— start —

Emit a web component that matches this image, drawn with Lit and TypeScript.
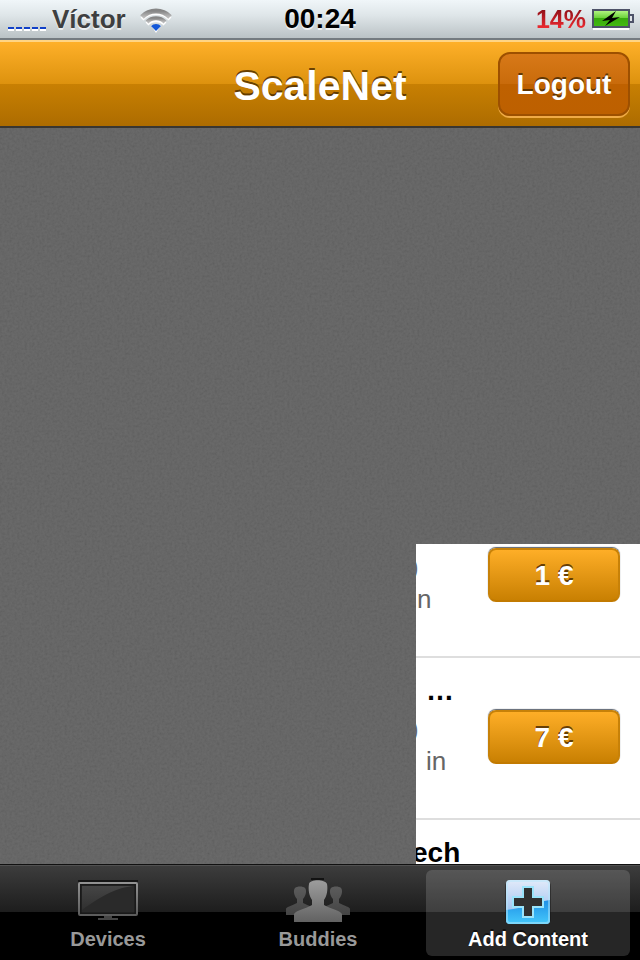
import { LitElement, html, css, svg } from "lit";
import { customElement, property } from "lit/decorators.js";
import { styleMap } from "lit/directives/style-map.js";

interface Line {
  text: string;
  shift: number;
}

interface Offer {
  title: Line;
  details: Line[];
  price: string;
}

const offers: Offer[] = [
  {
    title: { text: "", shift: 0 },
    details: [{ text: ")", shift: -6 }, { text: "n", shift: 1 }],
    price: "1 €",
  },
  {
    title: { text: "…", shift: 10 },
    details: [{ text: ")", shift: -6 }, { text: "in", shift: 10 }],
    price: "7 €",
  },
  {
    title: { text: "ech", shift: -4 },
    details: [],
    price: "",
  },
];

const monitorIcon = svg`
  <svg width="62" height="46" viewBox="0 0 62 46" aria-hidden="true">
    <defs>
      <linearGradient id="frame" x1="0" y1="0" x2="0" y2="1">
        <stop offset="0" stop-color="#929292" /><stop offset="1" stop-color="#5c5c5c" />
      </linearGradient>
      <linearGradient id="glare" x1="0" y1="0" x2="0" y2="1">
        <stop offset="0" stop-color="#454545" /><stop offset="1" stop-color="#303030" />
      </linearGradient>
    </defs>
    <rect x="1" y="2" width="60" height="2" fill="#151515" />
    <rect x="2" y="5" width="58" height="32" rx="1" fill="#1d1d1d" stroke="url(#frame)" stroke-width="2" />
    <rect x="4" y="7" width="54" height="28" fill="#2a2a2a" stroke="#161616" stroke-width="1" />
    <path d="M5 8H56C40 10 27 16 5 32Z" fill="url(#glare)" />
    <path d="M27 38h8v2h6v2H21v-2h6Z" fill="#454545" />
  </svg>`;

const peopleIcon = svg`
  <svg width="64" height="46" viewBox="0 0 64 46" aria-hidden="true">
    <defs>
      <linearGradient id="front" x1="0" y1="0" x2="0" y2="1">
        <stop offset="0" stop-color="#9d9d9d" /><stop offset="1" stop-color="#626262" />
      </linearGradient>
      <linearGradient id="back" x1="0" y1="0" x2="0" y2="1">
        <stop offset="0" stop-color="#5c5c5c" /><stop offset="1" stop-color="#444" />
      </linearGradient>
    </defs>
    <g fill="url(#back)">
      <path d="M0 37V31C0 29 5 28 11 25V21C8 18 7 12 9 10C11 8 17 8 19 10C21 12 20 18 17 21V25C23 28 28 29 28 31V37Z" />
      <path d="M64 37V31C64 29 59 28 53 25V21C56 18 57 12 55 10C53 8 47 8 45 10C43 12 44 18 47 21V25C41 28 36 29 36 31V37Z" />
    </g>
    <path d="M25 1H38" stroke="#121212" stroke-width="2" />
    <path d="M8 44V36C10 32 20 31 26 27V22C23 18 22 11 23 6C24 1 39 1 41 6C42 11 41 18 38 22V27C44 31 54 32 56 36V44Z" fill="url(#front)" />
  </svg>`;

const plusIcon = svg`
  <svg width="48" height="46" viewBox="0 0 48 46" aria-hidden="true">
    <defs>
      <linearGradient id="tile" x1="0" y1="0" x2="0" y2="1">
        <stop offset="0" stop-color="#e2eaf9" /><stop offset="1" stop-color="#88b6ee" />
      </linearGradient>
      <linearGradient id="wave" x1="0" y1="0" x2="0" y2="1">
        <stop offset="0" stop-color="#1f8fe6" /><stop offset="1" stop-color="#45c9fb" />
      </linearGradient>
    </defs>
    <rect x="1" y="3" width="46" height="43" rx="5" fill="#111" opacity=".45" />
    <rect x="2" y="2" width="44" height="44" rx="4" fill="url(#tile)" />
    <path d="M2 32C18 31 29 24 46 22V42Q46 46 42 46H6Q2 46 2 42Z" fill="url(#wave)" />
    <rect x="3" y="3" width="42" height="42" rx="3" fill="none" stroke="#b5e7fc" stroke-width="2" opacity=".5" />
    <path d="M20 10H28V20H38V28H28V38H20V28H10V20H20Z" fill="#313131" stroke="#9be4fb" stroke-width="4" />
    <path d="M20 10H28V20H38V28H28V38H20V28H10V20H20Z" fill="#313131" />
  </svg>`;

@customElement("status-bar")
export class StatusBar extends LitElement {
  static styles = css`
    :host {
      display: grid;
      grid-template-columns: 1fr auto 1fr;
      align-items: center;
      height: 40px;
      box-sizing: border-box;
      border-bottom: 2px solid #747b80;
      background: linear-gradient(#f0f6f9, #dfe6e9 40%, #bac2c5);
      font: bold 26px/38px "Liberation Sans", sans-serif;
      color: #3e3f40;
      text-shadow: 0 2px 0 rgba(255, 255, 255, 0.7);
    }
    .side { display: flex; align-items: center; }
    .carrier { padding-left: 8px; }
    .power { justify-content: flex-end; gap: 6px; padding-right: 6px; }
    .signal { margin-right: 6px; }
    .wifi { margin-left: 14px; }
    .time { color: #000; font-size: 28px; }
    .level {
      font-size: 25px;
      background: linear-gradient(#8e1018 25%, #f02a30 75%);
      background-clip: text;
      color: transparent;
      text-shadow: none;
    }
    svg { display: block; }
  `;

  render() {
    return html`
      <div class="side carrier">
        <svg class="signal" width="38" height="34" viewBox="0 0 38 34" aria-hidden="true">
          <path d="M0 28H38" stroke="#fff" stroke-width="2" stroke-dasharray="6 2" />
          <path d="M0 26H38" stroke="#1040c8" stroke-width="2" stroke-dasharray="6 2" />
        </svg>
        <span>Víctor</span>
        <svg class="wifi" width="34" height="28" viewBox="0 0 34 28" aria-hidden="true">
          <defs>
            <linearGradient id="wave" x1="0" y1="0" x2="0" y2="1">
              <stop offset="0" stop-color="#868686" /><stop offset="1" stop-color="#bcbcbc" />
            </linearGradient>
          </defs>
          <g fill="none">
            <g stroke="#fff" stroke-width="4">
              <path d="M2 14A19.5 19.5 0 0 1 30 14" />
              <path d="M7 19A12.5 12.5 0 0 1 25 19" />
            </g>
            <g stroke="url(#wave)">
              <path d="M2 12A19.5 19.5 0 0 1 30 12" stroke-width="5" />
              <path d="M7 17A12.5 12.5 0 0 1 25 17" stroke-width="4" />
            </g>
          </g>
          <path d="M11 20L16 28L21 20Z" fill="#fff" />
          <path d="M11 21A7 7 0 0 1 21 21L16 26Z" fill="#1458d8" />
        </svg>
      </div>
      <span class="time">00:24</span>
      <div class="side power">
        <span class="level">14%</span>
        <svg width="42" height="22" viewBox="0 0 42 22" aria-hidden="true">
          <defs>
            <linearGradient id="charge" x1="0" y1="0" x2="0" y2="1">
              <stop offset="0" stop-color="#b9f78a" />
              <stop offset=".45" stop-color="#6ed33c" />
              <stop offset=".5" stop-color="#38aa0c" />
              <stop offset="1" stop-color="#43bb12" />
            </linearGradient>
          </defs>
          <path d="M1 21H37" stroke="#fff" stroke-width="2" />
          <rect x="1" y="2" width="36" height="17" fill="url(#charge)" stroke="#4d5268" stroke-width="2" />
          <path d="M38 7H41V14H38" fill="#dfe3e6" stroke="#4d5268" stroke-width="2" />
          <path d="M24 3L10 13L18 12L13 18L28 9L20 10Z" fill="#000" />
        </svg>
      </div>
    `;
  }
}

@customElement("nav-header")
export class NavHeader extends LitElement {
  static styles = css`
    :host {
      display: grid;
      grid-template-columns: 1fr auto 1fr;
      align-items: center;
      height: 88px;
      box-sizing: border-box;
      border-top: 2px solid #ffd584;
      border-bottom: 2px solid #393631;
      padding-right: 10px;
      padding-left: 10px;
      background: linear-gradient(#feb029, #dd920e 50%, #c88003 50%, #ad6c00);
      font-family: "Liberation Sans", sans-serif;
      color: #fff;
      text-shadow: 0 -2px 0 rgba(70, 40, 0, 0.8);
    }
    h1 { grid-column: 2; margin: 4px 0 0; font-size: 41px; line-height: 48px; }
    button {
      justify-self: end;
      width: 132px;
      height: 64px;
      box-sizing: border-box;
      padding: 2px 0 0;
      border: 2px solid #9d5000;
      border-radius: 12px;
      background: linear-gradient(#d87918, #c96b0b 50%, #bf6100 50%, #bd6000);
      box-shadow: 0 2px 0 #f0aa45;
      font: bold 28px/32px "Liberation Sans", sans-serif;
      color: inherit;
      text-shadow: inherit;
    }
  `;

  render() {
    return html`<h1>ScaleNet</h1><button type="button">Logout</button>`;
  }
}

@customElement("offer-list")
export class OfferList extends LitElement {
  static styles = css`
    :host {
      display: block;
      overflow: hidden;
      background: #fff;
      font-family: "Liberation Sans", sans-serif;
    }
    ul { list-style: none; margin: -48px 0 0; padding: 0; }
    li {
      display: flex;
      justify-content: space-between;
      align-items: flex-start;
      height: 162px;
      box-sizing: border-box;
      border-bottom: 2px solid #dedede;
      padding: 16px 20px 0 0;
    }
    .text { white-space: nowrap; }
    .title { height: 39px; font-size: 28px; font-weight: bold; line-height: 34px; color: #000; }
    .detail { font-size: 26px; line-height: 32px; color: #666; }
    button {
      width: 132px;
      height: 54px;
      box-sizing: border-box;
      margin-top: 36px;
      padding: 2px 0 0;
      border: 2px solid #c78108;
      border-bottom-color: #c27a00;
      border-radius: 8px;
      background: linear-gradient(#feae27, #c98002);
      box-shadow: 0 -1px 1px #5c6470;
      font: bold 28px/32px "Liberation Sans", sans-serif;
      color: #fff;
      text-shadow: 0 -2px 0 rgba(80, 46, 0, 0.85);
    }
  `;

  private line(name: string, line: Line) {
    return html`<div class=${name} style=${styleMap({ marginLeft: `${line.shift}px` })}>${line.text}</div>`;
  }

  render() {
    return html`
      <ul>
        ${offers.map(
          (offer) => html`
            <li>
              <div class="text">
                ${this.line("title", offer.title)}
                ${offer.details.map((detail) => this.line("detail", detail))}
              </div>
              ${offer.price ? html`<button type="button">${offer.price}</button>` : null}
            </li>
          `
        )}
      </ul>
    `;
  }
}

@customElement("tab-bar")
export class TabBar extends LitElement {
  @property() selected = "Add Content";

  static styles = css`
    :host { display: block; }
    nav {
      display: grid;
      grid-template-columns: repeat(3, 1fr);
      gap: 6px;
      height: 96px;
      box-sizing: border-box;
      border-top: 1px solid #111;
      padding: 5px 10px 4px 6px;
      background: linear-gradient(#3d3d3d, #1d1d1d 47px, #000 47px);
      box-shadow: inset 0 1px 0 #505050;
    }
    button {
      display: flex;
      flex-direction: column;
      align-items: center;
      padding: 8px 0 0;
      border: 0;
      border-radius: 6px;
      background: none;
      font: bold 20px/24px "Liberation Sans", sans-serif;
      color: #999;
    }
    .selected { background: rgba(255, 255, 255, 0.15); color: #fff; text-shadow: 0 -2px 0 #111; }
    svg { display: block; }
    .label { margin-top: 3px; }
  `;

  render() {
    const tabs = [
      { label: "Devices", icon: monitorIcon },
      { label: "Buddies", icon: peopleIcon },
      { label: "Add Content", icon: plusIcon },
    ];
    return html`
      <nav>
        ${tabs.map(
          (tab) => html`
            <button
              type="button"
              class=${tab.label === this.selected ? "selected" : ""}
              @click=${() => (this.selected = tab.label)}
            >
              ${tab.icon}<span class="label">${tab.label}</span>
            </button>
          `
        )}
      </nav>
    `;
  }
}

@customElement("app-root")
export class AppRoot extends LitElement {
  static styles = css`
    :host { display: flex; flex-direction: column; min-height: 100vh; }
    main {
      position: relative;
      flex: 1;
      display: flex;
      align-items: flex-end;
      justify-content: flex-end;
      background: #616161;
    }
    .grain { position: absolute; inset: 0; width: 100%; height: 100%; opacity: 0.08; }
    offer-list { position: relative; width: 35%; height: 320px; }
  `;

  render() {
    return html`
      <status-bar></status-bar>
      <nav-header></nav-header>
      <main>
        <svg class="grain" aria-hidden="true">
          <filter id="noise" x="0" y="0" width="100%" height="100%">
            <feTurbulence type="fractalNoise" baseFrequency="0.4" numOctaves="2" seed="4" />
            <feColorMatrix values="0.9 0 0 0 -0.05  0.9 0 0 0 -0.05  0.9 0 0 0 -0.05  0 0 0 0 1" />
          </filter>
          <rect width="100%" height="100%" filter="url(#noise)" />
        </svg>
        <offer-list></offer-list>
      </main>
      <tab-bar></tab-bar>
    `;
  }
}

— end —

- [TASK DETAILS]: Report each line in the data that holds the word "this".

- [ANSWER BELOW]:
Emit a web component that matches this image, drawn with Lit and TypeScript.
                ${this.line("title", offer.title)}
                ${offer.details.map((detail) => this.line("detail", detail))}
              class=${tab.label === this.selected ? "selected" : ""}
              @click=${() => (this.selected = tab.label)}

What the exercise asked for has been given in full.